> _Prompt_
Repeat the material exactly from its first line to the line that includes "border border-[#dfe4e7] bg-[#fcfdfe]". Skip pictures.

> _Data shown_
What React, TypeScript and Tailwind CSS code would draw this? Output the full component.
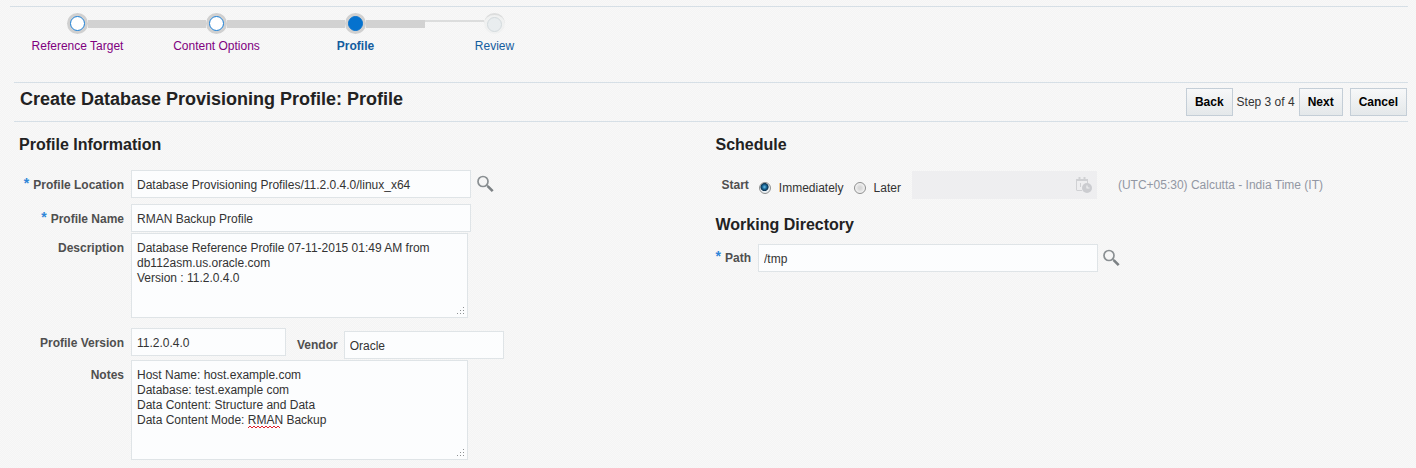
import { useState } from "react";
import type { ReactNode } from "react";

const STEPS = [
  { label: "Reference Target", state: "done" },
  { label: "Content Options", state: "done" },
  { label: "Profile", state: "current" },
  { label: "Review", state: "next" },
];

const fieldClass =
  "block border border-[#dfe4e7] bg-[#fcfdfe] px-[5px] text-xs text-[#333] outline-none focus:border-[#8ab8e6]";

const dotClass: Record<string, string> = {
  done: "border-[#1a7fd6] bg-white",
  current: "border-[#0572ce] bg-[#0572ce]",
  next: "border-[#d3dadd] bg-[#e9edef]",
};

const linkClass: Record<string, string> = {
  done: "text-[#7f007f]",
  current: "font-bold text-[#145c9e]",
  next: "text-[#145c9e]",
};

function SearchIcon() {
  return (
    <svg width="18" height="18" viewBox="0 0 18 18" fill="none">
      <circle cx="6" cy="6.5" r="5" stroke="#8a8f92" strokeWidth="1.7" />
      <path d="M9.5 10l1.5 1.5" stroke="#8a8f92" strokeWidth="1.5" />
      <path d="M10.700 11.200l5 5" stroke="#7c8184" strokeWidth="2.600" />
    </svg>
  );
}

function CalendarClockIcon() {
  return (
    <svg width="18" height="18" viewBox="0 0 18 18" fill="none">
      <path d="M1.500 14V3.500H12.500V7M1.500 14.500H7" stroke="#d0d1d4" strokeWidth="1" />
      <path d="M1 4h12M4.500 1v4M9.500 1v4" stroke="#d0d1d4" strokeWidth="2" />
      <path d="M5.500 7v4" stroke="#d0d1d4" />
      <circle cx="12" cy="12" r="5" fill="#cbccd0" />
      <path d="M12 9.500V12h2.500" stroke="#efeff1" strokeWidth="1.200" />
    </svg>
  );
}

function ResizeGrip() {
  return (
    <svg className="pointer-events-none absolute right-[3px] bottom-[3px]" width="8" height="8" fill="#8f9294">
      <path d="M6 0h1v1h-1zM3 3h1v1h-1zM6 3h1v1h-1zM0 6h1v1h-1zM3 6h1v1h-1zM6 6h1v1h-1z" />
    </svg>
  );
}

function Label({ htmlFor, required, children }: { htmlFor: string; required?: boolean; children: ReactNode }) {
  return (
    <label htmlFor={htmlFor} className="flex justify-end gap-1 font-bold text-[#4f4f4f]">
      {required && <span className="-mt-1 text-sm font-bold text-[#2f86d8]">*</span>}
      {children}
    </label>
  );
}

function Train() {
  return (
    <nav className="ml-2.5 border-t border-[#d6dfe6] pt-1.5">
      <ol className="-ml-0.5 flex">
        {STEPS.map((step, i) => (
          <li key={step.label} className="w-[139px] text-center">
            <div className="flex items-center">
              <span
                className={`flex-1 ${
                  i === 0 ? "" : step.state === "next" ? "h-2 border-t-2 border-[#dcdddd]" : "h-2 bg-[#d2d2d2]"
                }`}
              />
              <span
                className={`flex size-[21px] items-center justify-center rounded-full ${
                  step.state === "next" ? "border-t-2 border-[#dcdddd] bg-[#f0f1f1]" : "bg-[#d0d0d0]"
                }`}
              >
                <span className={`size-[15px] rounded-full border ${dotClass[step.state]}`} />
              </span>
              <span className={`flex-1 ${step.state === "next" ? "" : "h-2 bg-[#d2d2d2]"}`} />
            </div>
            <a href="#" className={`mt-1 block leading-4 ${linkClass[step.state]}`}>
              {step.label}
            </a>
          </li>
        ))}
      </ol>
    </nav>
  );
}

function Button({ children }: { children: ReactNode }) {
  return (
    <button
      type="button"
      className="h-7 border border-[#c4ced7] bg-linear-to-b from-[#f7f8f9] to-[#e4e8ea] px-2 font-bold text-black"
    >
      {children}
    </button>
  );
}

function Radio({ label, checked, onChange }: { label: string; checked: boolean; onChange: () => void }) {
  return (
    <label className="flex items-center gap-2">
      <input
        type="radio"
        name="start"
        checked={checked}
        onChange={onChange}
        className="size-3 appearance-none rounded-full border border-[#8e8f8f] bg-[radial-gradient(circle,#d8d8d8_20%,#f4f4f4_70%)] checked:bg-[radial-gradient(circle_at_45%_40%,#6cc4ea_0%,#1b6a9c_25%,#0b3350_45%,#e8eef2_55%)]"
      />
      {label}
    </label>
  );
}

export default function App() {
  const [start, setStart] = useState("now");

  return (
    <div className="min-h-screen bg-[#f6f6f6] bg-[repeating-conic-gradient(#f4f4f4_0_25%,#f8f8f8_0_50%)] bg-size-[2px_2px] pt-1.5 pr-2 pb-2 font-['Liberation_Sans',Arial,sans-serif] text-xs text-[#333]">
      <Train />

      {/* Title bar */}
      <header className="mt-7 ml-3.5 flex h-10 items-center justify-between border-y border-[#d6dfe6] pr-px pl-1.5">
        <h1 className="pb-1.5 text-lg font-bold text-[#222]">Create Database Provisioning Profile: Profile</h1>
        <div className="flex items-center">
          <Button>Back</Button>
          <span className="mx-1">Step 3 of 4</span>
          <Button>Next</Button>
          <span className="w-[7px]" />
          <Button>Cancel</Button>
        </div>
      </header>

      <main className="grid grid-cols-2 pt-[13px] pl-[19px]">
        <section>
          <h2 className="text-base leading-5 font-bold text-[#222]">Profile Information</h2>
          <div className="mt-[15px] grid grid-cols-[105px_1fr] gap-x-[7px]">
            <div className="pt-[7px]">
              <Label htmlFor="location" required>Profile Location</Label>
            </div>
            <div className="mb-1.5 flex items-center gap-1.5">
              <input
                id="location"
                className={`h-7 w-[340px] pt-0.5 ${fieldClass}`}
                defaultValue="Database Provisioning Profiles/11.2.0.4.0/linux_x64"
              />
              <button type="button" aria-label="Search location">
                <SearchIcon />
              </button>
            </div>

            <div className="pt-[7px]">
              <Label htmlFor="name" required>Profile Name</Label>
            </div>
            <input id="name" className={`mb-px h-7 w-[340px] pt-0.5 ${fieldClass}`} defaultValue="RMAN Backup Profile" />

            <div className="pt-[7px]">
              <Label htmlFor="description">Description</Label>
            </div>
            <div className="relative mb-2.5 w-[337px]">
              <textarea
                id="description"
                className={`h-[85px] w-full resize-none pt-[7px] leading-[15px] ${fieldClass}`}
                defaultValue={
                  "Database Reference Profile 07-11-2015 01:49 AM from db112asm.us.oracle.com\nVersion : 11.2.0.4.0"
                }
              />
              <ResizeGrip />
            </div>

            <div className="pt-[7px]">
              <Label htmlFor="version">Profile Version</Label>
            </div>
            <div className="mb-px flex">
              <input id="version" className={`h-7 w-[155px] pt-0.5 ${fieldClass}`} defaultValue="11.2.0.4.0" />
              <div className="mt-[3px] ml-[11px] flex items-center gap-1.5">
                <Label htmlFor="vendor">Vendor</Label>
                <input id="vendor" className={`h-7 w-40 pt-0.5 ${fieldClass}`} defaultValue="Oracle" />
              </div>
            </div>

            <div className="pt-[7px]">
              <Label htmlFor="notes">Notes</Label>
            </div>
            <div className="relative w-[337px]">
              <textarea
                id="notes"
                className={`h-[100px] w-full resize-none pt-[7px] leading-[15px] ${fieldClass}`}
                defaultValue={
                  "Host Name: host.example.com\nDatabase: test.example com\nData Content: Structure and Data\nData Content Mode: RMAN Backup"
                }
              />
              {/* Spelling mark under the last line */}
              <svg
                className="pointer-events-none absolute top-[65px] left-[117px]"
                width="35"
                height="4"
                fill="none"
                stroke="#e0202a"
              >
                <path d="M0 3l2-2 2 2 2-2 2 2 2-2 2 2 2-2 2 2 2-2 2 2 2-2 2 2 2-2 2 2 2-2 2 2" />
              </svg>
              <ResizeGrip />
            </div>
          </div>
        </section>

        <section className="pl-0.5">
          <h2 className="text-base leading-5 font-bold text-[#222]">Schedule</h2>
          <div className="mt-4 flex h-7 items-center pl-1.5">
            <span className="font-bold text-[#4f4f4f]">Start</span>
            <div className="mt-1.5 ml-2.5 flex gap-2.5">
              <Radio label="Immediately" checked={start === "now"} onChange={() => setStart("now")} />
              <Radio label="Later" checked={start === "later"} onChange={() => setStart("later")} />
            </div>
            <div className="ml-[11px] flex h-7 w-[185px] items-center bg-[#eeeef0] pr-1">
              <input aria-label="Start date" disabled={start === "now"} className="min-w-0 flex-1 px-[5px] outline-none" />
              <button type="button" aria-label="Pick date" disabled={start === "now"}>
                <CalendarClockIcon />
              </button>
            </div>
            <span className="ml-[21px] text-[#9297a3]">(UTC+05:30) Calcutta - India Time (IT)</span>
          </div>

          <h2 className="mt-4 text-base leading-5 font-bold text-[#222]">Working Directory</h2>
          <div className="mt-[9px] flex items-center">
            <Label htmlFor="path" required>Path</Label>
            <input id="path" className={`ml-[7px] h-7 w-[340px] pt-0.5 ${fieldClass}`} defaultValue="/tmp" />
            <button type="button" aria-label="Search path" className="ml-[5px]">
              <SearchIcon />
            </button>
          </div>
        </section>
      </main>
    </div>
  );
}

> _Result of this exercise_
What React, TypeScript and Tailwind CSS code would draw this? Output the full component.
import { useState } from "react";
import type { ReactNode } from "react";

const STEPS = [
  { label: "Reference Target", state: "done" },
  { label: "Content Options", state: "done" },
  { label: "Profile", state: "current" },
  { label: "Review", state: "next" },
];

const fieldClass =
  "block border border-[#dfe4e7] bg-[#fcfdfe] px-[5px] text-xs text-[#333] outline-none focus:border-[#8ab8e6]";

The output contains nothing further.